In the year of EIF’s 70th anniversary, the festival’s opening spectacle took its inspiration from the words of Sir John Falconer, Lord Provost of the city in 1947, who spoke of the first festival as a platform for “the flowering of the human spirit” in the aftermath of the Second World War.
Star rating: ****
Venue: St Andrew Square
In keeping with the floral motif, St Andrew Square and the buildings around it were transformed this year into a constantly changing garden of colour.
The 20-minute looping sound and light projection gave us a whistlestop history of the festival, from the newspaper headlines from the early years (The world comes to Edinburgh!) through a shifting kaleidoscope of patterns and images to 2017.
Nick Powell’s score referenced various styles of music – orchestral, jazz, electronica – and there were nods to some of the city’s other festivals and to the Tattoo, though, interestingly, barely a mention of the Fringe, the EIF’s legendary larger and rowdier neighbour.

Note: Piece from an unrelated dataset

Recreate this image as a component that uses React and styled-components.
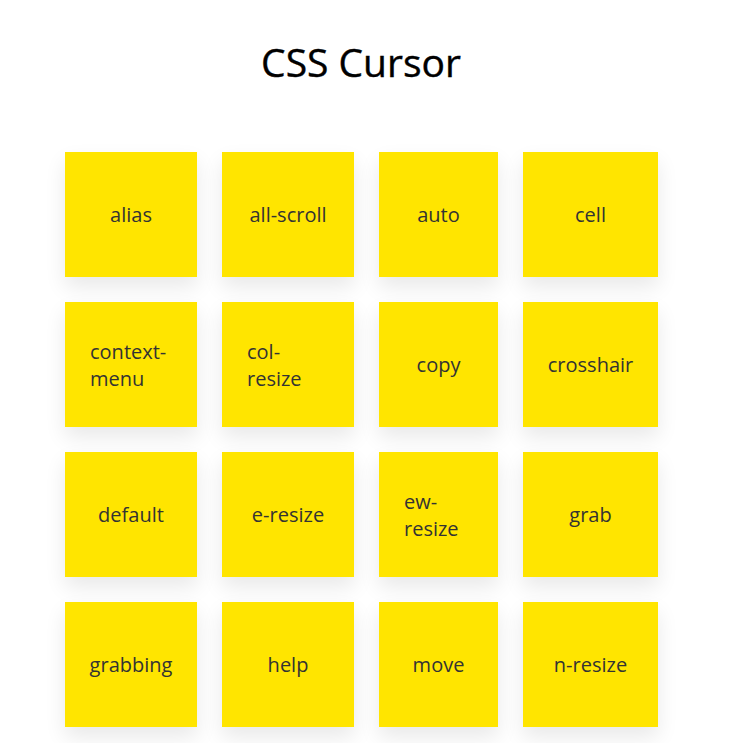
import styled, { createGlobalStyle } from 'styled-components';

const cursors = [
  'alias', 'all-scroll', 'auto', 'cell',
  'context-menu', 'col-resize', 'copy', 'crosshair',
  'default', 'e-resize', 'ew-resize', 'grab',
  'grabbing', 'help', 'move', 'n-resize',
];

export default function App() {
  return (
    <>
      <GlobalStyle />
      <Page>
        <Title>CSS Cursor</Title>
        <Grid>
          {cursors.map((name) => (
            <Card key={name} $cursor={name}>
              <Label>{name}</Label>
            </Card>
          ))}
        </Grid>
      </Page>
    </>
  );
}

const GlobalStyle = createGlobalStyle`
  body {
    margin: 0;
    background: #fff;
    font-family: "Open Sans", "Noto Sans", sans-serif;
  }
`;

const Page = styled.div`
  width: 600px;
  margin: 0 auto;
  padding-top: 35px;
  padding-bottom: 40px;
`;

const Title = styled.h1`
  margin: 0 0 64px 0;
  padding-right: 8px;
  text-align: center;
  font-size: 39px;
  font-weight: 500;
  line-height: normal;
  color: #000;
  -webkit-text-stroke: 0.4px #000;
`;

const Grid = styled.div`
  display: grid;
  grid-template-columns: 132px 132px 119px 135px;
  grid-auto-rows: 125px;
  gap: 25px;
`;

const Card = styled.div`
  display: flex;
  align-items: center;
  justify-content: center;
  padding: 0 25px;
  background: #ffe500;
  box-shadow: 0 10px 20px rgba(0, 0, 0, 0.09);
  cursor: ${(p) => p.$cursor};
`;

const Label = styled.span`
  font-size: 20px;
  line-height: 27px;
  color: #333;
`;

59 Productions, the company behind the last two opening events, this time had an immersive canvas on which to play. Images were projected on to buildings on three sides of the square, and on the centre column, while LED-lit poles sparkled throughout the gardens.
The audience was in the midst of the show, unable to stand back and see the whole, but free to move about and continually rewarded by new aspects and perspectives.
Such spectacles are ephemeral. It is easy to say, in the cold light of day, that the budget for an event like this one could support a veritable host of more moderately sized shows. But Edinburgh is home to the greatest arts festival in the world and an opening event on a fittingly spectacular scale lends that idea a visual expression. Bloom gave us a place to focus our pride about what the city has achieved, and goes on achieving every August, in daily spectacles, whether large or small.